Detective Superintendent Mick Gradwell, who is leading the investigation, said the scale of the exploitation of immigrant workers was "appalling" and said officers were near to discovering the gangmasters suspected of controlling the operation.

The victims ­ 17 men and two women, believed to include teenagers and some in their twenties ­ were in a group of more than 30 workers caught in rising tides on Thursday night. Detectives have started interviewing the 16 survivors, with the help of interpreters, to find out who instructed them to gather cockles in such dangerous conditions.

Det Supt Gradwell said: "These were tragic events where vulnerable people were being used to work in physically hard circumstances for about £1 for a nine-hour shift. It is appalling. We are narrowing down the names of the gangmasters who might be responsible. We expect to make arrests within days rather than months."

However, Det Supt Gradwell, who is concentrating his investigations in Merseyside, from where many of the group are believed to have travelled, rejected suggestions they may have been controlled by a "snakehead" gang, the name given to Chinese criminals who profit from smuggling migrants into Britain.

Around 2,000 people a year come to this country from China. Some migrants come on official work permits but the majority come illegally, paying thousands of pounds to gangs in return for ensuring their passage to Britain.

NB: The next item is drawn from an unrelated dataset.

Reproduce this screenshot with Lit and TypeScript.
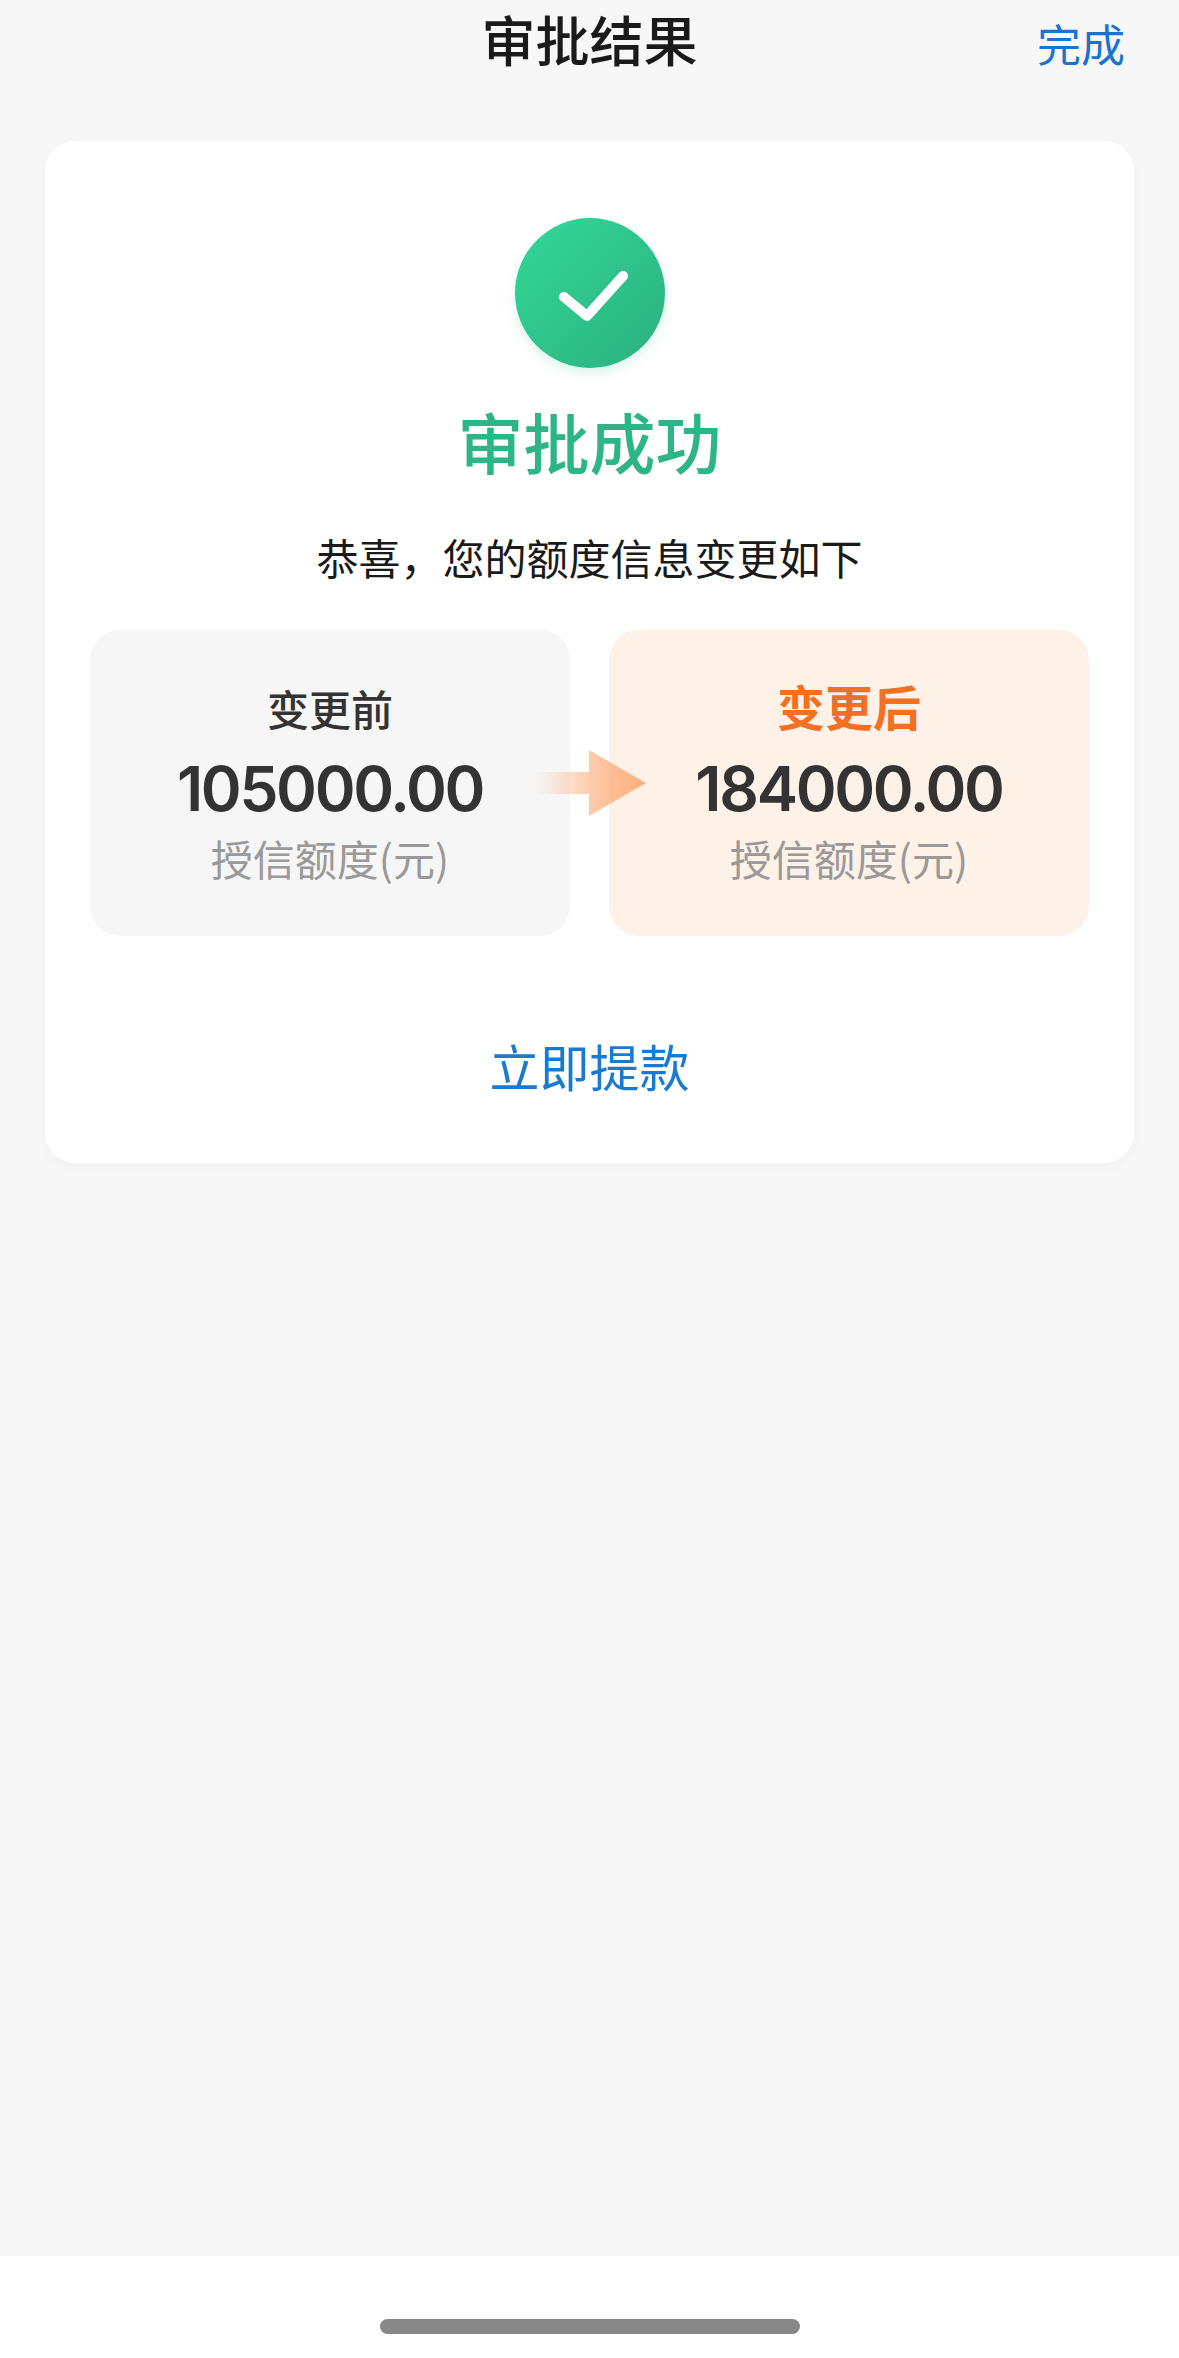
import { LitElement, html, css } from 'lit';
import { customElement } from 'lit/decorators.js';

@customElement('app-root')
export class AppRoot extends LitElement {
  static styles = css`
    :host {
      display: block;
      font-family: "Noto Sans CJK SC", "Noto Sans", sans-serif;
    }

    .page {
      display: flex;
      flex-direction: column;
      height: 2358px;
      background: #f7f7f7;
    }

    /* nav bar */
    .nav {
      display: grid;
      grid-template-columns: 1fr auto 1fr;
      align-items: start;
      height: 84px;
      padding: 0 54px;
      margin-bottom: 57px;
    }

    .nav-title {
      grid-column: 2;
      font-size: 54px;
      line-height: 78px;
      font-weight: 500;
      color: #1a1a1a;
    }

    .nav-action {
      grid-column: 3;
      justify-self: end;
      font-size: 44px;
      line-height: 86px;
      color: #1a73d2;
    }

    /* result card */
    .card {
      margin: 0 45px;
      height: 1022px;
      box-sizing: border-box;
      padding-top: 77px;
      display: flex;
      flex-direction: column;
      align-items: center;
      background: #fff;
      border-radius: 30px;
      box-shadow: 0 4px 14px rgba(0, 0, 0, 0.025);
    }

    .check {
      width: 150px;
      height: 150px;
      border-radius: 50%;
      display: flex;
      align-items: center;
      justify-content: center;
      background: linear-gradient(135deg, #33d898 0%, #2bb07f 100%);
      box-shadow: 0 5px 12px rgba(45, 181, 133, 0.18);
    }

    .status {
      margin-top: 24px;
      font-size: 66px;
      line-height: 96px;
      font-weight: 500;
      color: #2db585;
    }

    .hint {
      margin-top: 38px;
      font-size: 42px;
      line-height: 62px;
      color: #1a1a1a;
    }

    .compare {
      position: relative;
      margin-top: 42px;
      width: 999px;
      display: grid;
      grid-template-columns: 480px 480px;
      justify-content: space-between;
    }

    .box {
      height: 306px;
      border-radius: 30px;
      box-sizing: border-box;
      padding-top: 49px;
      display: flex;
      flex-direction: column;
      align-items: center;
    }

    .box.before {
      background: #f6f6f6;
    }

    .box.after {
      background: #fef1e8;
    }

    .box-title {
      font-size: 42px;
      line-height: 58px;
      font-weight: 500;
      color: #333;
    }

    .after .box-title {
      font-size: 48px;
      line-height: 52px;
      font-weight: 700;
      padding-bottom: 6px;
      color: #f36f21;
    }

    .amount {
      margin-top: 14px;
      font-family: Inter, "Noto Sans", sans-serif;
      font-size: 62px;
      line-height: 76px;
      font-weight: 600;
      letter-spacing: -2.3px;
      color: #333;
    }

    .unit {
      margin-top: 1px;
      font-size: 42px;
      line-height: 60px;
      color: #999;
    }

    .arrow {
      position: absolute;
      left: 446px;
      top: 120px;
    }

    .cta {
      margin-top: 93px;
      font-size: 50px;
      line-height: 72px;
      color: #1a7ad0;
    }

    /* home indicator */
    .home {
      margin-top: auto;
      height: 102px;
      background: #fff;
      display: flex;
      justify-content: center;
      padding-top: 63px;
      box-sizing: border-box;
    }

    .home-bar {
      width: 420px;
      height: 15px;
      border-radius: 8px;
      background: #888;
    }
  `;

  renderBox(kind: string, title: string, amount: string) {
    return html`
      <div class="box ${kind}">
        <div class="box-title">${title}</div>
        <div class="amount">${amount}</div>
        <div class="unit">授信额度(元)</div>
      </div>
    `;
  }

  render() {
    return html`
      <div class="page">
        <div class="nav">
          <div class="nav-title">审批结果</div>
          <div class="nav-action">完成</div>
        </div>

        <div class="card">
          <div class="check">
            <svg width="80" height="60" viewBox="0 0 80 60" fill="none">
              <path d="M14 34 L37 53 L73 13" stroke="#fff" stroke-width="10" stroke-linecap="round" stroke-linejoin="round" />
            </svg>
          </div>
          <div class="status">审批成功</div>
          <div class="hint">恭喜，您的额度信息变更如下</div>

          <div class="compare">
            ${this.renderBox('before', '变更前', '105000.00')}
            ${this.renderBox('after', '变更后', '184000.00')}
            <svg class="arrow" width="110" height="66" viewBox="0 0 110 66">
              <defs>
                <linearGradient id="arrowFade" x1="0" y1="0" x2="1" y2="0">
                  <stop offset="0" stop-color="#fdb88c" stop-opacity="0" />
                  <stop offset="0.5" stop-color="#fdb88c" stop-opacity="0.75" />
                  <stop offset="1" stop-color="#fdae7c" />
                </linearGradient>
              </defs>
              <path d="M0 22 H53 V0 L110 33 L53 66 V44 H0 Z" fill="url(#arrowFade)" />
            </svg>
          </div>

          <div class="cta">立即提款</div>
        </div>

        <div class="home"><div class="home-bar"></div></div>
      </div>
    `;
  }
}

Those from Fujian, which is one of China's poorest provinces, often end up working on the land because they are not skilled enough to work in hotels or restaurants. Although vulnerable to exploitation, they can still earn in a year what they would take more than five years to earn in China. Thomas Chan, the director of Chinese in Britain Forum and a member of the Home Office race equality advisory panel, said that the majority of people who worked on the land were young people in their twenties.

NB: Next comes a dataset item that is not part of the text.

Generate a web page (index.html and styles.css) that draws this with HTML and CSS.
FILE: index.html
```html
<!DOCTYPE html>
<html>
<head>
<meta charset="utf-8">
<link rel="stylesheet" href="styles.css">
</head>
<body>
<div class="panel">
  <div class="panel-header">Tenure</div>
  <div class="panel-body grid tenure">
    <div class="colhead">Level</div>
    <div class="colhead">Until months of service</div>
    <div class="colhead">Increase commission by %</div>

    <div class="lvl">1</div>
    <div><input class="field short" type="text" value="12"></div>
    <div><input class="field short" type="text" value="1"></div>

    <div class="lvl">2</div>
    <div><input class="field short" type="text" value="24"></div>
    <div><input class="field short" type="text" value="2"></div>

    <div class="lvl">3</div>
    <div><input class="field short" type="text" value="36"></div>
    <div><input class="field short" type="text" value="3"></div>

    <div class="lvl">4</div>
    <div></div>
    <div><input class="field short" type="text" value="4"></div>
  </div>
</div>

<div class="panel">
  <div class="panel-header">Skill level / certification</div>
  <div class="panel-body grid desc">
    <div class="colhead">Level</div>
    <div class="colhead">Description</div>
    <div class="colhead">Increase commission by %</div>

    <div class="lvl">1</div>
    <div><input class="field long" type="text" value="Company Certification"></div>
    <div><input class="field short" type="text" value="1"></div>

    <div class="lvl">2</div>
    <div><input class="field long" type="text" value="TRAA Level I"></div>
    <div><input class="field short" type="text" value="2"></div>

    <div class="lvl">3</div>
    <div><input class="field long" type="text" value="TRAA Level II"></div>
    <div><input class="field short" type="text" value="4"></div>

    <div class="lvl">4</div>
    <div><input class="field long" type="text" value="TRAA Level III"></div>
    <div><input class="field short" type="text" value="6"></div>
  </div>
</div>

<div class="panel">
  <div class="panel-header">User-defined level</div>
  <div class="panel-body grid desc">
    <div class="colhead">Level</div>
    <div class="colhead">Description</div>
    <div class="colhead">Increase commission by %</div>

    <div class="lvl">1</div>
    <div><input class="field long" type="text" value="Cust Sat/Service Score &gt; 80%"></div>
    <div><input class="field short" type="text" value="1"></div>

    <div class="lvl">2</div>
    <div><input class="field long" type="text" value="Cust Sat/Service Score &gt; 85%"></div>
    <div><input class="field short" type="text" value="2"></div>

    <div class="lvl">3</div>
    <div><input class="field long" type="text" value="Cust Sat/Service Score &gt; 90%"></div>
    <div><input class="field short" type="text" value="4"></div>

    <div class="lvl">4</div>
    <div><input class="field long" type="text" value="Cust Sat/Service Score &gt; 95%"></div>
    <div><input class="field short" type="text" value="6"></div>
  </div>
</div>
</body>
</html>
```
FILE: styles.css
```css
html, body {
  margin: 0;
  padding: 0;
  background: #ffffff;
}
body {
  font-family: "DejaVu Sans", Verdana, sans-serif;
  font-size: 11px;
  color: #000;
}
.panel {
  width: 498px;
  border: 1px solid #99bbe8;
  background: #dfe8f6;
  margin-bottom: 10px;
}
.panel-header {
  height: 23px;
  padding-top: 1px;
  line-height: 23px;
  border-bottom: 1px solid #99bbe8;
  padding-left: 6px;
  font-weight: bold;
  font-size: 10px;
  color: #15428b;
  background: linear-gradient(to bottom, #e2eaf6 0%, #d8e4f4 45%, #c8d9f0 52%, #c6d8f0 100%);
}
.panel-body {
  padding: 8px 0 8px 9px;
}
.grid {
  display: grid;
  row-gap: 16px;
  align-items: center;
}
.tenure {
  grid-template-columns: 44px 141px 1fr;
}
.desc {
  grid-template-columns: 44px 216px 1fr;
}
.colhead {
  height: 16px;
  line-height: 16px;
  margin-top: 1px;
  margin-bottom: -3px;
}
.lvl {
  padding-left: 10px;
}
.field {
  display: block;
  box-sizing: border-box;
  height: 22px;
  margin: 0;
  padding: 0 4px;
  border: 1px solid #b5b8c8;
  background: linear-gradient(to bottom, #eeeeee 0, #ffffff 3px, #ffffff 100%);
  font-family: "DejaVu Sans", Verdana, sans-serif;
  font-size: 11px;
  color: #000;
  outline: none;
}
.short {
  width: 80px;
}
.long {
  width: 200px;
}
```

He called on ministers to introduce a quota system to allow more Chinese people to work in Britain legally. "We have to realise there is a need for these workers but the Government does not talk to the business community," said Mr Chan. "On a work permit scheme they would not need to come here illegally."

The tragedy in Morecambe has also led to calls for the Government to create a legal register of gangmasters.

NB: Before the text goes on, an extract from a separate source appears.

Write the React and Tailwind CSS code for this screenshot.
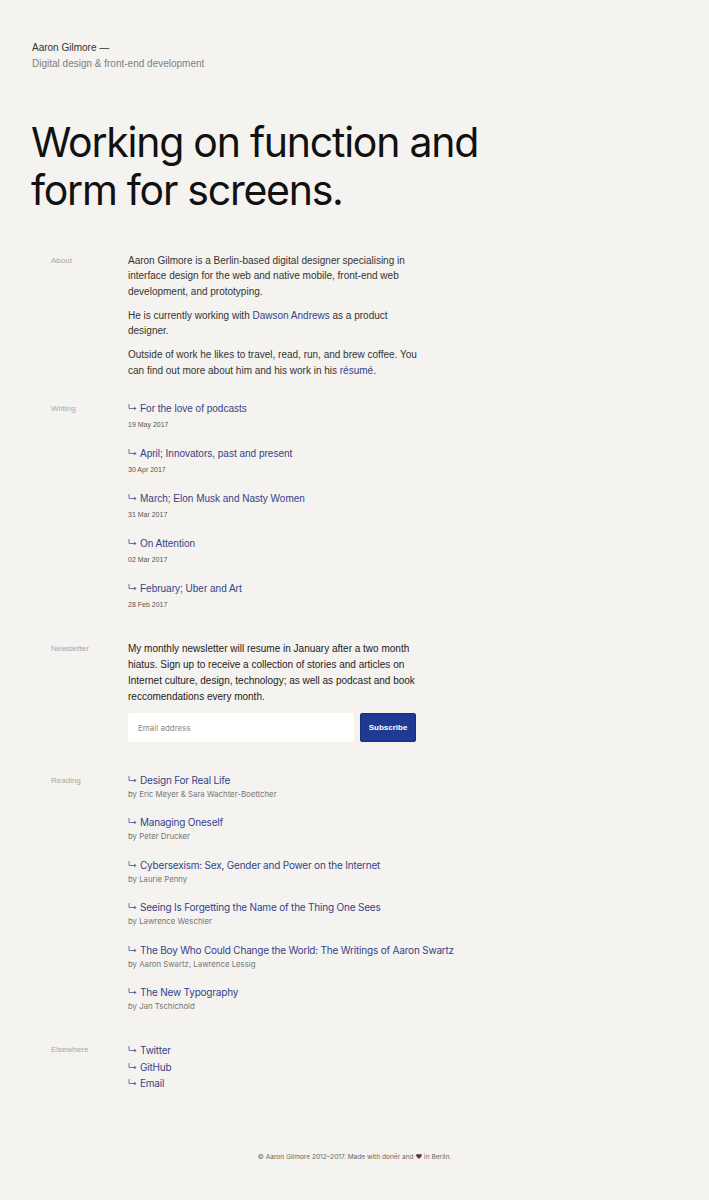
import React from "react";

const helv = { fontFamily: '"Liberation Sans", Arial, sans-serif' };
const inter = { fontFamily: 'Inter, "Liberation Sans", sans-serif' };

function Arrow() {
  return (
    <svg width="9" height="7" viewBox="0 0 9 7" className="inline-block mr-[3px] align-[1px] text-[#5a65a0]" fill="none">
      <path d="M1 0 V4.5 H7" stroke="currentColor" strokeWidth="0.9" />
      <path d="M6 2.7 L8.6 4.5 L6 6.3 Z" fill="currentColor" />
    </svg>
  );
}

function Section({ label, children, className = "" }) {
  return (
    <section className={"flex ml-[51px] " + className}>
      <div className="w-[77px] shrink-0 text-[8px] leading-[15px] text-[#a8a8a4]" style={helv}>{label}</div>
      <div className="w-[290px]">{children}</div>
    </section>
  );
}

const writing = [
  ["For the love of podcasts", "19 May 2017"],
  ["April; Innovators, past and present", "30 Apr 2017"],
  ["March; Elon Musk and Nasty Women", "31 Mar 2017"],
  ["On Attention", "02 Mar 2017"],
  ["February; Uber and Art", "28 Feb 2017"],
];

const reading = [
  ["Design For Real Life", "by Eric Meyer & Sara Wachter-Boettcher"],
  ["Managing Oneself", "by Peter Drucker"],
  ["Cybersexism: Sex, Gender and Power on the Internet", "by Laurie Penny"],
  ["Seeing Is Forgetting the Name of the Thing One Sees", "by Lawrence Weschler"],
  ["The Boy Who Could Change the World: The Writings of Aaron Swartz", "by Aaron Swartz, Lawrence Lessig"],
  ["The New Typography", "by Jan Tschichold"],
];

export default function App() {
  return (
    <div className="min-h-[1200px] bg-[#f4f3ef] text-[#222] pt-[40px] pb-[36px]">
      <header className="ml-[32px] text-[10px] leading-[16px]" style={helv}>
        <div className="text-[#333]">Aaron Gilmore —</div>
        <div className="text-[#808080]">Digital design &amp; front-end development</div>
      </header>

      <h1 className="ml-[31px] mt-[46px] text-[41px] leading-[48px] text-[#111] tracking-[-1.25px]" style={inter}>
        Working on function and<br />form for screens.
      </h1>

      <Section label="About" className="mt-[39px]">
        <div className="text-[10px] leading-[15.3px] text-[#333] space-y-[9px]" style={helv}>
          <p>Aaron Gilmore is a Berlin-based digital designer specialising in interface design for the web and native mobile, front-end web development, and prototyping.</p>
          <p>He is currently working with <span className="text-[#34428a]">Dawson Andrews</span> as a product designer.</p>
          <p>Outside of work he likes to travel, read, run, and brew coffee. You can find out more about him and his work in his <span className="text-[#34428a]">résumé</span>.</p>
        </div>
      </Section>

      <Section label="Writing" className="mt-[23px]">
        <div className="flex flex-col gap-[15px]" style={helv}>
          {writing.map(([t, d]) => (
            <div key={t}>
              <div className="text-[10px] leading-[15px] text-[#34428a]"><Arrow />{t}</div>
              <div className="mt-[2px] text-[7px] leading-[13px] text-[#555]">{d}</div>
            </div>
          ))}
        </div>
      </Section>

      <Section label="Newsletter" className="mt-[30px]">
        <p className="text-[10px] leading-[16px] text-[#222]" style={helv}>
          My monthly newsletter will resume in January after a two month hiatus. Sign up to receive a collection of stories and articles on Internet culture, design, technology; as well as podcast and book reccomendations every month.
        </p>
        <div className="mt-[8px] flex gap-[6px]">
          <div className="w-[226px] h-[29px] bg-white rounded-[2px] flex items-center pl-[10px] text-[8px] text-[#8a8a8a]" style={inter}>Email address</div>
          <button className="w-[56px] h-[29px] bg-[#1f3a93] border border-[#1a3182] rounded-[2px] text-white text-[8px] font-bold" style={helv}>Subscribe</button>
        </div>
      </Section>

      <Section label="Reading" className="mt-[31px]">
        <div className="flex flex-col gap-[14.4px]" style={inter}>
          {reading.map(([t, a]) => (
            <div key={t} className="whitespace-nowrap">
              <div className="text-[10px] leading-[15px] tracking-[-0.2px] text-[#34428a]"><Arrow />{t}</div>
              <div className="text-[7.8px] leading-[13px] text-[#777]">{a}</div>
            </div>
          ))}
        </div>
      </Section>

      <Section label="Elsewhere" className="mt-[29px]">
        <div className="flex flex-col text-[10px] leading-[16.7px] tracking-[-0.2px] text-[#34428a]" style={inter}>
          <div><Arrow />Twitter</div>
          <div><Arrow />GitHub</div>
          <div><Arrow />Email</div>
        </div>
      </Section>

      <footer className="mt-[61px] text-center text-[6.6px] text-[#666]" style={inter}>
        © Aaron Gilmore 2012–2017. Made with donër and <span className="text-[#444]">♥</span> in Berlin.
      </footer>
    </div>
  );
}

Ministers are understood to be in discussions with bosses who employ workers from overseas, especially in agriculture, on drawing up a voluntary code of practice on migrant labour. But the Transport and General Workers' Union (TGWU) wants ministers to go further and back a private member's Bill proposing a gangmaster register.

Don Pollard of the TGWU told BBC Radio 4's Today programme that registration was a "big issue".

"At the present time nothing is required of any gangmaster to register, and that is what enables a lot of exploitation of workers to take place," he said.